On July 21, 2007, I found myself, as others must have found themselves, acknowledging that Sherwin Wine, our friend and colleague with whom we had had so much to do and had planned to do so much more, would not be coming back. And yet his presence remained with us, first as one we were fiercely reluctant to let go. Then, as sanity reversed its outward flow, Sherwin Wine became in his absence what he had been in his presence: a challenging, demanding, driving, purposive force that animated us and that empowered us to pick up where he had left off. No, none of us would ever be Sherwin, just as Sherwin could never have been one of us. As incandescent as the personality was, as personalities may be, it is not, in the end, about personality. It is about the ding-an-sich - the thing-in-itself.
 
That is very truth for the communities that claim as their touchstone of purpose the ethical wisdom of Jesus and of his predecessors, the prophets.

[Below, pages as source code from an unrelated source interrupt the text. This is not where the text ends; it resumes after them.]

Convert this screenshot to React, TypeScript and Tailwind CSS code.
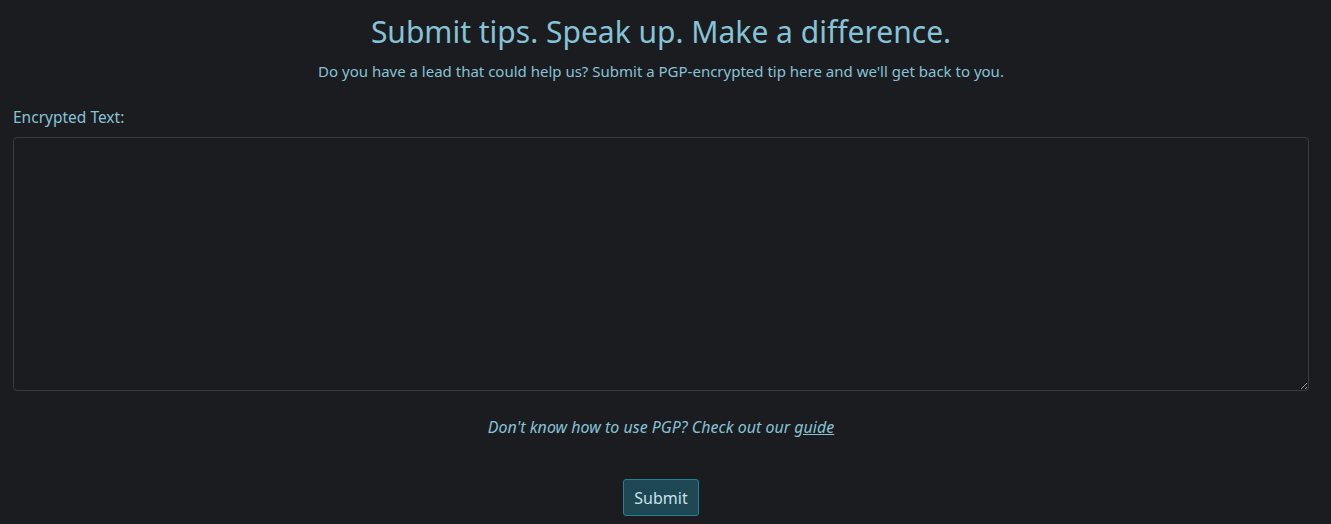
export default function App() {
  return (
    <div className="min-h-[524px] w-full bg-[#1b1c1f] text-[#86c3d7]" style={{ fontFamily: '"Noto Sans", sans-serif' }}>
      <div className="ml-[13px] w-[1296px] flex flex-col">
        <h1 className="text-center text-[30px] leading-[38px] pt-[13px]">Submit tips. Speak up. Make a difference.</h1>
        <p className="text-center text-[15px] leading-[20px] mt-[10px]">Do you have a lead that could help us? Submit a PGP-encrypted tip here and we'll get back to you.</p>
        <label className="text-[15.5px] leading-[20px] mt-[26px]">Encrypted Text:</label>
        <textarea className="mt-[10px] h-[254px] w-full rounded-[4px] border border-[#3a3b3f] bg-[#1b1c1f] text-[#86c3d7] outline-none" />
        <p className="text-center italic text-[16px] leading-[20px] mt-[26px]">
          Don't know how to use PGP? Check out our <a className="underline">guide</a>
        </p>
        <div className="flex justify-center mt-[42px]">
          <button className="h-[37px] px-[10px] rounded-[3px] border border-[#2a7f93] bg-[#1d4753] text-[#c9e2ea] text-[16px]">Submit</button>
        </div>
      </div>
    </div>
  );
}
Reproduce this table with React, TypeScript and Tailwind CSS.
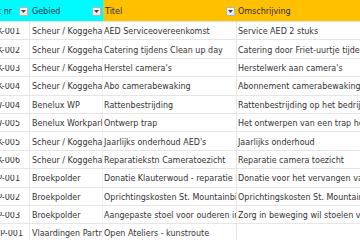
import React from 'react';

const rows = [
    { nr: 'SK-001', w: 'w-[20px]', gebied: 'Scheur / Koggehaven', titel: 'AED Serviceovereenkomst', oms: 'Service AED 2 stuks' },
    { nr: 'SK-002', w: 'w-[20px]', gebied: 'Scheur / Koggehaven', titel: 'Catering tijdens Clean up day', oms: 'Catering door Friet-uurtje tijdens Clean up day' },
    { nr: 'SK-003', w: 'w-[20px]', gebied: 'Scheur / Koggehaven', titel: "Herstel camera's", oms: "Herstelwerk aan camera's" },
    { nr: 'SK-004', w: 'w-[20px]', gebied: 'Scheur / Koggehaven', titel: 'Abo camerabewaking', oms: 'Abonnement camerabewaking' },
    { nr: 'BW-004', w: 'w-[20px]', gebied: 'Benelux WP', titel: 'Rattenbestrijding', oms: 'Rattenbestrijding op het bedrijventerrein' },
    { nr: 'BW-005', w: 'w-[20px]', gebied: 'Benelux Workpark', titel: 'Ontwerp trap', oms: 'Het ontwerpen van een trap hellingbaan' },
    { nr: 'SK-005', w: 'w-[20px]', gebied: 'Scheur / Koggehaven', titel: "Jaarlijks onderhoud AED's", oms: 'Jaarlijks onderhoud' },
    { nr: 'SK-006', w: 'w-[20px]', gebied: 'Scheur / Koggehaven', titel: 'Reparatiekstn Cameratoezicht', oms: 'Reparatie camera toezicht' },
    { nr: 'BP-001', w: 'w-[20px]', gebied: 'Broekpolder', titel: 'Donatie Klauterwoud - reparatie klimrek', oms: 'Donatie voor het vervangen van het klimrek' },
    { nr: 'BP-002', w: 'w-[20px]', gebied: 'Broekpolder', titel: 'Oprichtingskosten St. Mountainbike', oms: 'Oprichtingskosten St. Mountainbike Broekpolder' },
    { nr: 'BP-003', w: 'w-[20px]', gebied: 'Broekpolder', titel: 'Aangepaste stoel voor ouderen in beweging', oms: 'Zorg in beweging wil stoelen voor ouderen' },
    { nr: 'VP-P-001', w: 'w-[23px]', gebied: 'Vlaardingen Partners', titel: 'Open Ateliers - kunstroute', oms: '' },
];

const FilterButton = () => (
    <div className="absolute right-[2px] top-[7px] w-[9px] h-[9px] bg-gradient-to-b from-white to-[#e4e4e4] border border-[#b5b5b5] flex items-center justify-center">
        <svg width="5" height="3" viewBox="0 0 5 3">
            <path d="M0 0 L5 0 L2.5 3 Z" fill="#444" />
        </svg>
    </div>
);

export default function App() {
    return (
        <div className="w-[360px] h-[240px] overflow-hidden bg-white text-[#333] text-[8px] leading-none" style={{ fontFamily: '"DejaVu Sans", Verdana, sans-serif' }}>
            {/* header */}
            <div className="flex h-[22px] border-b border-[#e3e3e3]">
                <div className="relative w-[30px] bg-[#00fbff] flex items-end pb-[5px] overflow-hidden">
                    <div className="w-[12px] overflow-hidden flex justify-end whitespace-nowrap text-[#1f2a44]">Project nr</div>
                    <FilterButton />
                </div>
                <div className="relative w-[73px] bg-[#00fbff] flex items-end pb-[5px] pl-[2px] text-[#1f2a44]">
                    Gebied
                    <FilterButton />
                </div>
                <div className="relative w-[134px] bg-[#ffc000] flex items-end pb-[5px] pl-[2px] text-[#1f2a44]">
                    Titel
                    <FilterButton />
                </div>
                <div className="flex-1 bg-[#ffc000] flex items-end pb-[5px] pl-[1px] text-[#1f2a44]">
                    Omschrijving
                </div>
            </div>
            {/* rows */}
            {rows.map((r, i) => (
                <div key={i} className="flex h-[18.4px] border-b border-[#e6e6e6] whitespace-nowrap">
                    <div className="w-[30px] border-r border-[#e6e6e6] flex items-center pt-[3px] overflow-hidden">
                        <div className={`${r.w} overflow-hidden flex justify-end`}>{r.nr}</div>
                    </div>
                    <div className="w-[73px] border-r border-[#f0f0f0] flex items-center pt-[3px] pl-[2px] overflow-hidden">
                        {r.gebied}
                    </div>
                    <div className="w-[134px] border-r border-[#e6e6e6] flex items-center pt-[3px] pl-[1px] overflow-hidden">
                        {r.titel}
                    </div>
                    <div className="flex-1 flex items-center pt-[3px] pl-[1px] overflow-hidden">
                        {r.oms}
                    </div>
                </div>
            ))}
        </div>
    );
}
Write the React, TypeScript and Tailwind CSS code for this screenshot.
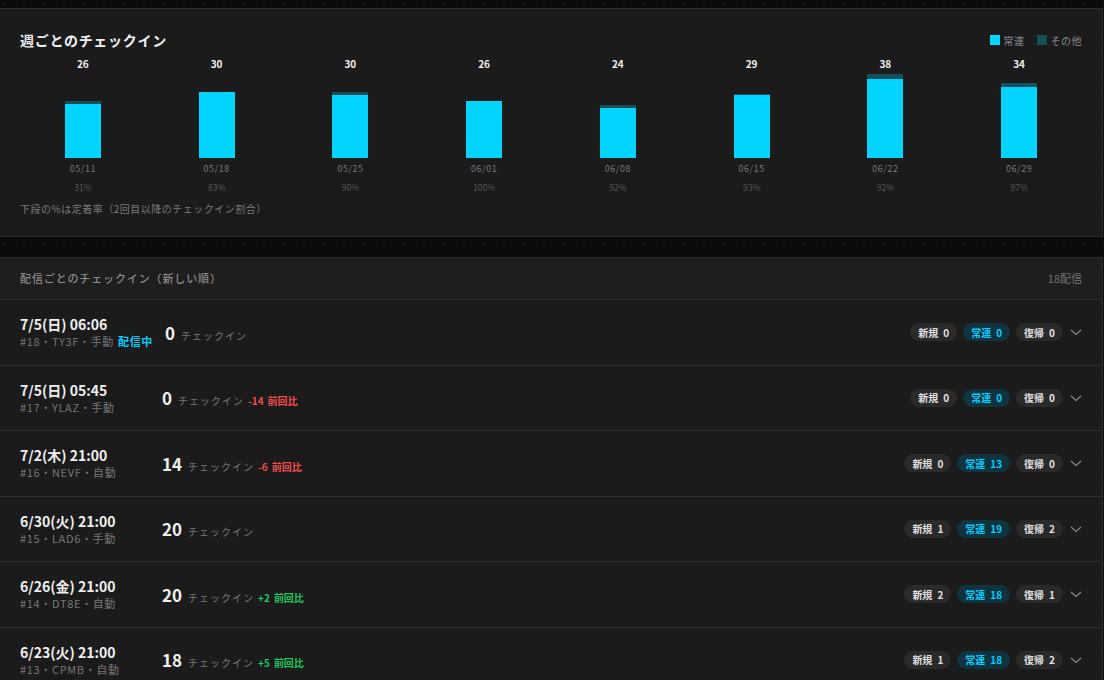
import React from "react";

const weeks = [
  { v: 26, other: 3, d: "05/11", p: "31%" },
  { v: 30, other: 0, d: "05/18", p: "83%" },
  { v: 30, other: 3, d: "05/25", p: "90%" },
  { v: 26, other: 0, d: "06/01", p: "100%" },
  { v: 24, other: 3, d: "06/08", p: "92%" },
  { v: 29, other: 1, d: "06/15", p: "93%" },
  { v: 38, other: 5, d: "06/22", p: "92%" },
  { v: 34, other: 4, d: "06/29", p: "97%" },
];

type Row = {
  date: string;
  sub: string;
  live?: boolean;
  n: number;
  delta?: number;
  a: number;
  b: number;
  c: number;
};

const rows: Row[] = [
  { date: "7/5(日) 06:06", sub: "#18・TY3F・手動", live: true, n: 0, a: 0, b: 0, c: 0 },
  { date: "7/5(日) 05:45", sub: "#17・YLAZ・手動", n: 0, delta: -14, a: 0, b: 0, c: 0 },
  { date: "7/2(木) 21:00", sub: "#16・NEVF・自動", n: 14, delta: -6, a: 0, b: 13, c: 0 },
  { date: "6/30(火) 21:00", sub: "#15・LAD6・手動", n: 20, a: 1, b: 19, c: 2 },
  { date: "6/26(金) 21:00", sub: "#14・DT8E・自動", n: 20, delta: 2, a: 2, b: 18, c: 1 },
  { date: "6/23(火) 21:00", sub: "#13・CPMB・自動", n: 18, delta: 5, a: 1, b: 18, c: 2 },
];

const font = { fontFamily: '"Noto Sans CJK JP", "Noto Sans", sans-serif' };

function Chevron() {
  return (
    <svg width="12" height="12" viewBox="0 0 12 12" className="ml-[1px] shrink-0">
      <path d="M1 4 L6 8.5 L11 4" fill="none" stroke="#8a8a8a" strokeWidth="1.1" />
    </svg>
  );
}

export default function App() {
  const scale = 84 / 38;
  return (
    <div
      className="h-[680px] overflow-hidden bg-[#0b0b0b] bg-[radial-gradient(circle,#1e1e1e_0.8px,transparent_1px)] bg-size-[20px_20px] bg-position-[-6px_-6px] pt-2 text-[#e8e8e8]"
      style={font}
    >
      {/* Weekly chart panel */}
      <div className="ml-[-1px] w-[1104px] border border-[#2c2c2c] bg-[#1b1b1b] px-5 pb-5 pt-[21px]">
        <div className="flex h-5 items-center justify-between">
          <div className="text-[14px] font-bold tracking-[0.05em] text-[#f0f0f0]">週ごとのチェックイン</div>
          <div className="flex items-center gap-3 text-[10px] tracking-[0.05em] text-[#8a8a8a]">
            <div className="flex items-center gap-1">
              <span className="h-2.5 w-2.5 bg-[#00d4ff]" />
              <span>常連</span>
            </div>
            <div className="flex items-center gap-1">
              <span className="h-2.5 w-2.5 bg-[#15505a]" />
              <span>その他</span>
            </div>
          </div>
        </div>
        <div className="-mx-1 mt-[7px] grid grid-cols-8">
          {weeks.map((w) => {
            const h = Math.round(w.v * scale);
            const o = w.other;
            return (
              <div key={w.d} className="flex flex-col items-center">
                <div className="text-[10px] font-bold leading-[14px] text-[#f0f0f0]">{w.v}</div>
                <div className="flex h-[87px] items-end">
                  <div className="flex w-9 flex-col" style={{ height: h }}>
                    <div className="bg-[#15505a]" style={{ height: o }} />
                    <div className="flex-1 bg-[#00d4ff]" />
                  </div>
                </div>
                <div className="mt-1 text-[9px] leading-[14px] tracking-[0.06em] text-[#777]">{w.d}</div>
                <div className="mt-1 text-[8.5px] leading-[14px] text-[#555]">{w.p}</div>
              </div>
            );
          })}
        </div>
        <div className="mt-2 text-[10px] leading-[14px] tracking-[0.05em] text-[#7a7a7a]">
          下段の%は定着率（2回目以降のチェックイン割合）
        </div>
      </div>

      {/* Per-stream panel */}
      <div className="ml-[-1px] mt-5 w-[1104px] border border-[#2c2c2c] bg-[#1b1b1b]">
        <div className="flex h-[42px] items-center justify-between border-b border-[#2c2c2c] bg-[#1e1e1e] pl-5 pr-5">
          <div className="text-[11px] font-medium tracking-[0.08em] text-[#8a8a8a]">配信ごとのチェックイン（新しい順）</div>
          <div className="text-[11px] text-[#777]">18配信</div>
        </div>
        {rows.map((r) => (
          <div
            key={r.sub}
            className="flex h-[65.5px] items-center border-b border-[#2c2c2c] pl-5 pr-5"
          >
            <div className="flex min-w-[130px] flex-col">
              <div className="text-[14px] font-bold leading-[18px] text-[#f0f0f0]">{r.date}</div>
              <div className="flex items-center text-[11px] leading-[16px] tracking-[0.06em] text-[#777]">
                <span>{r.sub}</span>
                {r.live && <span className="ml-1 font-bold text-[#00cfff]">配信中</span>}
              </div>
            </div>
            <div className="ml-3 flex items-baseline">
              <span className="text-[17px] font-bold text-[#f0f0f0]">{r.n}</span>
              <span className="ml-1.5 text-[10px] tracking-[0.1em] text-[#777]">チェックイン</span>
              {r.delta !== undefined && (
                <span
                  className={
                    r.delta < 0
                      ? "ml-1 flex gap-1 text-[10px] font-bold text-[#ef4d4d]"
                      : "ml-1 flex gap-1 text-[10px] font-bold text-[#22c55e]"
                  }
                >
                  <span>{r.delta > 0 ? `+${r.delta}` : `${r.delta}`}</span>
                  <span>前回比</span>
                </span>
              )}
            </div>
            <div className="ml-auto flex items-center gap-1.5">
              <span className="flex h-[18px] items-center gap-[5px] rounded-full bg-[#2a2a2a] px-2 text-[10px] font-bold text-[#e0e0e0]">
                <span>新規</span>
                <span>{r.a}</span>
              </span>
              <span className="flex h-[18px] items-center gap-[5px] rounded-full bg-[#0f3440] px-2 text-[10px] font-bold text-[#00cfff]">
                <span>常連</span>
                <span>{r.b}</span>
              </span>
              <span className="flex h-[18px] items-center gap-[5px] rounded-full bg-[#2a2a2a] px-2 text-[10px] font-bold text-[#e0e0e0]">
                <span>復帰</span>
                <span>{r.c}</span>
              </span>
              <Chevron />
            </div>
          </div>
        ))}
      </div>
    </div>
  );
}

It is the wisdom nurtured by memory and commitment that matters.
 
The church is shortly to celebrate a feast known as "Pentecost," the focus of which, however, has nothing to do with "fifty days" or a "feast of weeks." It has to do with the realization among members of the earliest communities of Jesus Jews that Pontius Pilate, Herod and the Romans did not have the last word where that Mediterranean Jewish peasant was concerned. His witness stood and would stand. It was the thing-in-itself, impervious to all but human forgetfulness and neglect. And therein is the homiletic initiative for this coming Sunday.